===== Raw data =====

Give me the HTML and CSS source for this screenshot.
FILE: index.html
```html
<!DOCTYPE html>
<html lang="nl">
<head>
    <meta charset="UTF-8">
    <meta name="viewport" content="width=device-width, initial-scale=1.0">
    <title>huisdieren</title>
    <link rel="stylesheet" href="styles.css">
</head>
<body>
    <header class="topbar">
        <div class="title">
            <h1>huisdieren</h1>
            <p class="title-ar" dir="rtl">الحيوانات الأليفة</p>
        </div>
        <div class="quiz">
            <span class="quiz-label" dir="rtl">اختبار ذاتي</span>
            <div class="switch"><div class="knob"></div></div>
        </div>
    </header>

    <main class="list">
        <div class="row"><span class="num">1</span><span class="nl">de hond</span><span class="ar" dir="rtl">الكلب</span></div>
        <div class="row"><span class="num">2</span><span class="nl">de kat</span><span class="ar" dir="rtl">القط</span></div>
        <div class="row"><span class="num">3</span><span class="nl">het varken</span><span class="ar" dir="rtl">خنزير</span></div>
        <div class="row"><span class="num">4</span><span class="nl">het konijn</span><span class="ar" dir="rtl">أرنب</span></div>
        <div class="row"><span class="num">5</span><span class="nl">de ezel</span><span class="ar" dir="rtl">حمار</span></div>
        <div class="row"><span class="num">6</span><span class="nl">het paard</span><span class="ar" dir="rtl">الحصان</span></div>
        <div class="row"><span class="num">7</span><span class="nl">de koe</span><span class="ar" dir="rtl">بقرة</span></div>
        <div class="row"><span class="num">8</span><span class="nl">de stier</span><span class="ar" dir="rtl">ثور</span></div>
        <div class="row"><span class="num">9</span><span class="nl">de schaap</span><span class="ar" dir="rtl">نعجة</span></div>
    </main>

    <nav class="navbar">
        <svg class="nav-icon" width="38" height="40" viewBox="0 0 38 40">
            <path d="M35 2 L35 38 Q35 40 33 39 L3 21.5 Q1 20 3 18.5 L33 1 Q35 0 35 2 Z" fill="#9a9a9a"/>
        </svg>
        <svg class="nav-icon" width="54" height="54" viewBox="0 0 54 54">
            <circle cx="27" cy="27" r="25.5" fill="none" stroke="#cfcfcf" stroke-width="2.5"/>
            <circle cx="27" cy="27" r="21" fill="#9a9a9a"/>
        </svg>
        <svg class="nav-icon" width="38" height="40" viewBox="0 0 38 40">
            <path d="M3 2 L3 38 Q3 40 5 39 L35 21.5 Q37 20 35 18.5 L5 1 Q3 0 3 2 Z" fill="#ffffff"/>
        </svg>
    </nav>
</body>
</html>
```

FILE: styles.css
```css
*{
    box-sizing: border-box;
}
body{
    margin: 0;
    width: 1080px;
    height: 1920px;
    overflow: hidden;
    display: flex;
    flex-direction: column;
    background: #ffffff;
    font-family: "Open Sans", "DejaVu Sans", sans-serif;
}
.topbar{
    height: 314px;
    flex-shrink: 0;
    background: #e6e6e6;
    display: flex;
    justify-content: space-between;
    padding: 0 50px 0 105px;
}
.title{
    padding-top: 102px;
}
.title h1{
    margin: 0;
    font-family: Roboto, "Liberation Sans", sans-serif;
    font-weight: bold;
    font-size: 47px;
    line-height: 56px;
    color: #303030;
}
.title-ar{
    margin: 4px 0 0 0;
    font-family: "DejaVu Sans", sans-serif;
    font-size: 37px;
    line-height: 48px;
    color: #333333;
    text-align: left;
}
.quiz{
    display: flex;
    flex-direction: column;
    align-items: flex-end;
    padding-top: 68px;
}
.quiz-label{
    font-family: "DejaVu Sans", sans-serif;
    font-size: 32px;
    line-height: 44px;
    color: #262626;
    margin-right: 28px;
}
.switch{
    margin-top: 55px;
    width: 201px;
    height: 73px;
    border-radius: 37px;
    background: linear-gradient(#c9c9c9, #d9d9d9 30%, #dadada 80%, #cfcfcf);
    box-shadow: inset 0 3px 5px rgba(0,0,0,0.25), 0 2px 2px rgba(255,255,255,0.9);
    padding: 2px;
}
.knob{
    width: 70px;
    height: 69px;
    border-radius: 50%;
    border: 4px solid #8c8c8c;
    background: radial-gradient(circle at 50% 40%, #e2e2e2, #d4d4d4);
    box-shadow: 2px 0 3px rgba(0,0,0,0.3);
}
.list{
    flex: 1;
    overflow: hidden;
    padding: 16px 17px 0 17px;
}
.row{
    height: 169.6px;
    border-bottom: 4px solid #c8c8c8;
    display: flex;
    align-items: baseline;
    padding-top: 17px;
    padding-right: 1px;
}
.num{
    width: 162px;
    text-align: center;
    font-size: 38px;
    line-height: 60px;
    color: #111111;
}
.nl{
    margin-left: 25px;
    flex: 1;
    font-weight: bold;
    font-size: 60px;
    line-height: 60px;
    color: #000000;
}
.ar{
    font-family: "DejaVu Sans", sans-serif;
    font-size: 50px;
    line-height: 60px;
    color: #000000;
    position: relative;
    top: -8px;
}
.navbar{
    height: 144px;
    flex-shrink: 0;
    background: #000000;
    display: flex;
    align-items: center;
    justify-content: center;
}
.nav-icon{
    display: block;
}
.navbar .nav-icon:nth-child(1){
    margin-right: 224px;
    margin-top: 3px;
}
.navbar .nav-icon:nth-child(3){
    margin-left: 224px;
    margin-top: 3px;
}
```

=====
===== Raw data =====

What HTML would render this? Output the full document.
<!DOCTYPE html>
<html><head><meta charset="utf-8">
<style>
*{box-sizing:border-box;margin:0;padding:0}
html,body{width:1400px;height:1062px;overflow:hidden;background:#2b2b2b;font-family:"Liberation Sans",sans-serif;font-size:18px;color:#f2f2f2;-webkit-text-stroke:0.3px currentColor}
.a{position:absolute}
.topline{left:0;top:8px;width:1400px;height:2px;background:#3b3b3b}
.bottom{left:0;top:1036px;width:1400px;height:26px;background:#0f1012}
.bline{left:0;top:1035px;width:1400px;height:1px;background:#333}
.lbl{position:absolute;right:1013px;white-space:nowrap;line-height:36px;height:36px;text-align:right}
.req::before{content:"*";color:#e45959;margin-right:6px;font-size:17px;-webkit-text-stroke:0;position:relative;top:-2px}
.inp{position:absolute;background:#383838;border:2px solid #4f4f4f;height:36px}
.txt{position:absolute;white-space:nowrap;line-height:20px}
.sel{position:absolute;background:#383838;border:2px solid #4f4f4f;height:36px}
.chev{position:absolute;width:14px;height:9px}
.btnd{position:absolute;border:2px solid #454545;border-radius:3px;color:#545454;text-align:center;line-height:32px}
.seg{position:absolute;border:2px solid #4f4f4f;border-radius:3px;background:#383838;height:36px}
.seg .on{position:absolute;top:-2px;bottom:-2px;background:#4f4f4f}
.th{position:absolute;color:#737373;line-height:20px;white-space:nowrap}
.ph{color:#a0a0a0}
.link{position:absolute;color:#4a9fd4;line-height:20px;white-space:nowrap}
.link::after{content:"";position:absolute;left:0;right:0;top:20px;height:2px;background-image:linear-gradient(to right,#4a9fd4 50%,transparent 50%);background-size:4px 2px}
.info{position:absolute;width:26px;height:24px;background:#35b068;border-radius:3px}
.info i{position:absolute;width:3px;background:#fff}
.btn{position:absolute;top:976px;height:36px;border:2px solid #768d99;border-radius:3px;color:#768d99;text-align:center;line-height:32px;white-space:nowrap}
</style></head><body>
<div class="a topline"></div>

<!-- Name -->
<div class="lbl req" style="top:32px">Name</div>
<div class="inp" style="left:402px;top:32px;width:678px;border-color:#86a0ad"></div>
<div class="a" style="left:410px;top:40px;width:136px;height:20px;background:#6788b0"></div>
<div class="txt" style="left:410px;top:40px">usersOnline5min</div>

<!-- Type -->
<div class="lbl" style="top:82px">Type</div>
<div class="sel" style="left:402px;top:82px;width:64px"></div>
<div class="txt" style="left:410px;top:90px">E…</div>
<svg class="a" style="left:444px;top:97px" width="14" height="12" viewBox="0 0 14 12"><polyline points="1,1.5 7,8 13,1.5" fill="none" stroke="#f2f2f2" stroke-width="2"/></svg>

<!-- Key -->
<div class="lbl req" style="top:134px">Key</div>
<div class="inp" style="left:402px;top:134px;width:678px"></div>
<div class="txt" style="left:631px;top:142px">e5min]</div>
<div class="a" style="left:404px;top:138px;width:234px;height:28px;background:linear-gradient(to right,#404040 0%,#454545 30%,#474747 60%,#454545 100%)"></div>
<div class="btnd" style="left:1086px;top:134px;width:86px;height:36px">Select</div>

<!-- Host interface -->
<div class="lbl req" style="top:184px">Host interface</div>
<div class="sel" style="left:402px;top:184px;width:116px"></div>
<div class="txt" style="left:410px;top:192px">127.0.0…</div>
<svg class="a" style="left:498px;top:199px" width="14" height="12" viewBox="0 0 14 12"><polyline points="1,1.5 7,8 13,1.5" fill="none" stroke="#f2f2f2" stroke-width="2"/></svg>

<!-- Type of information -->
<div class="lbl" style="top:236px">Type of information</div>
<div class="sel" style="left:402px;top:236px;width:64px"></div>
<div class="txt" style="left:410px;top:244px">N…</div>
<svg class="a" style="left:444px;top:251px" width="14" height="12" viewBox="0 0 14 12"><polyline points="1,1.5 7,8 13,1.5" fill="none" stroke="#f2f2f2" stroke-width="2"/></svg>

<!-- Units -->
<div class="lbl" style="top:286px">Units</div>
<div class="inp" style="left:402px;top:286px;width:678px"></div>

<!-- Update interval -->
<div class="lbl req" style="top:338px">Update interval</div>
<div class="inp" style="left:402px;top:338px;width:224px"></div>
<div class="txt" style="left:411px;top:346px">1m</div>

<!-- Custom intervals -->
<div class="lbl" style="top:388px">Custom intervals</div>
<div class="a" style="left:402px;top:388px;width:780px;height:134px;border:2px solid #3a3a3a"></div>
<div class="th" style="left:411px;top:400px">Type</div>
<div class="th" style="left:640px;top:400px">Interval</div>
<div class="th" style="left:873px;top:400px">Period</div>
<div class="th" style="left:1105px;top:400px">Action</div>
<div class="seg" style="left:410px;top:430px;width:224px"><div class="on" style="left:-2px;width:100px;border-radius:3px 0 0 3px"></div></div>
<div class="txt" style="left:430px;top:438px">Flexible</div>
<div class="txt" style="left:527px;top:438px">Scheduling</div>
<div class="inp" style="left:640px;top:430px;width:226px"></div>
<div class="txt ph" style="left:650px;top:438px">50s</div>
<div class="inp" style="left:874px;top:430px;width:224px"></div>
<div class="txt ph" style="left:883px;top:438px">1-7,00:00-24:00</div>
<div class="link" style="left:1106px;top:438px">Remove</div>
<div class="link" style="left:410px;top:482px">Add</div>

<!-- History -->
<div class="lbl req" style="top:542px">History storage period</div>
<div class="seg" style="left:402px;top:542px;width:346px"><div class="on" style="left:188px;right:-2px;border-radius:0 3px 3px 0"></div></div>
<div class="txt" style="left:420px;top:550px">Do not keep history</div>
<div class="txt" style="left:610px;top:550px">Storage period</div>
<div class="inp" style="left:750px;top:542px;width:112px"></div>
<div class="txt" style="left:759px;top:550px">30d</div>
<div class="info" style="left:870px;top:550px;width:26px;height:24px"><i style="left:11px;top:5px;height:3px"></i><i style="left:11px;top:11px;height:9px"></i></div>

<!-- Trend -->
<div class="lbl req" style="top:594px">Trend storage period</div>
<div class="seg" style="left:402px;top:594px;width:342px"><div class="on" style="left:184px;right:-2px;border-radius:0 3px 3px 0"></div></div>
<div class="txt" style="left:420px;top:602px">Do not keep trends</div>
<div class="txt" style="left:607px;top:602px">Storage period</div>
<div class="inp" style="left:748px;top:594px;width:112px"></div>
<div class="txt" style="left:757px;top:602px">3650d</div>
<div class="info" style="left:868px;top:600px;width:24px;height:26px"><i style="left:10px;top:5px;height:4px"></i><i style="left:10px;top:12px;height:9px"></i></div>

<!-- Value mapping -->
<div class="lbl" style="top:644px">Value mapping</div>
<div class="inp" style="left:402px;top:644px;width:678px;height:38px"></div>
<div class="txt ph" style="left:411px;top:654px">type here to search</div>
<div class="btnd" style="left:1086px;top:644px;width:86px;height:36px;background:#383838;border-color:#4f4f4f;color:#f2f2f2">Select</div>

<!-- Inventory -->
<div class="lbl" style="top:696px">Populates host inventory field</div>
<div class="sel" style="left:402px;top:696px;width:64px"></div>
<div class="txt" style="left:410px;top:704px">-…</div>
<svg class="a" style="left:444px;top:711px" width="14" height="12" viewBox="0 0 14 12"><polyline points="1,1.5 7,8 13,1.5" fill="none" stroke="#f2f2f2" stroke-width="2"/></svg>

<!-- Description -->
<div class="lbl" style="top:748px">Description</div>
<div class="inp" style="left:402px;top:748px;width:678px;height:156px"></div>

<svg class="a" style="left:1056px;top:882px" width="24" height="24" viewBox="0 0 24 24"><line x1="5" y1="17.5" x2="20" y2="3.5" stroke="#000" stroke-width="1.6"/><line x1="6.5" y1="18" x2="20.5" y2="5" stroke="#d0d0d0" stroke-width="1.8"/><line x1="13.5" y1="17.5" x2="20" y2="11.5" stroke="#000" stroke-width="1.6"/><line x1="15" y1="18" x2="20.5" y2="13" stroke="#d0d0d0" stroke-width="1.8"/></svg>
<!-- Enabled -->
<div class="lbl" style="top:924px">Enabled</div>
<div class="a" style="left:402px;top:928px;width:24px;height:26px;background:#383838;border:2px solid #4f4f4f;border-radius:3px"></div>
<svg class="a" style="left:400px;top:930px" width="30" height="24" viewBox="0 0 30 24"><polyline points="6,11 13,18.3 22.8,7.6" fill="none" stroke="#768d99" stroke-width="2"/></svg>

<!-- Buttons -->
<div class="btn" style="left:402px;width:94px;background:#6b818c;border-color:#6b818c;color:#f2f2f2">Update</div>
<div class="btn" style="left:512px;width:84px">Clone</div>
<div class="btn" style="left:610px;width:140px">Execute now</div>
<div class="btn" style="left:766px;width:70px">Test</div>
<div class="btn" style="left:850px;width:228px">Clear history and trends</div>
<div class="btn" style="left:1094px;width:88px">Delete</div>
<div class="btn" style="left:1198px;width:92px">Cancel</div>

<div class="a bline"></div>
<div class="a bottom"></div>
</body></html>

=====

_Problem statement_.
Scan the records above, count the lines with "this" in them, and give only the number.

_Task solution_.
2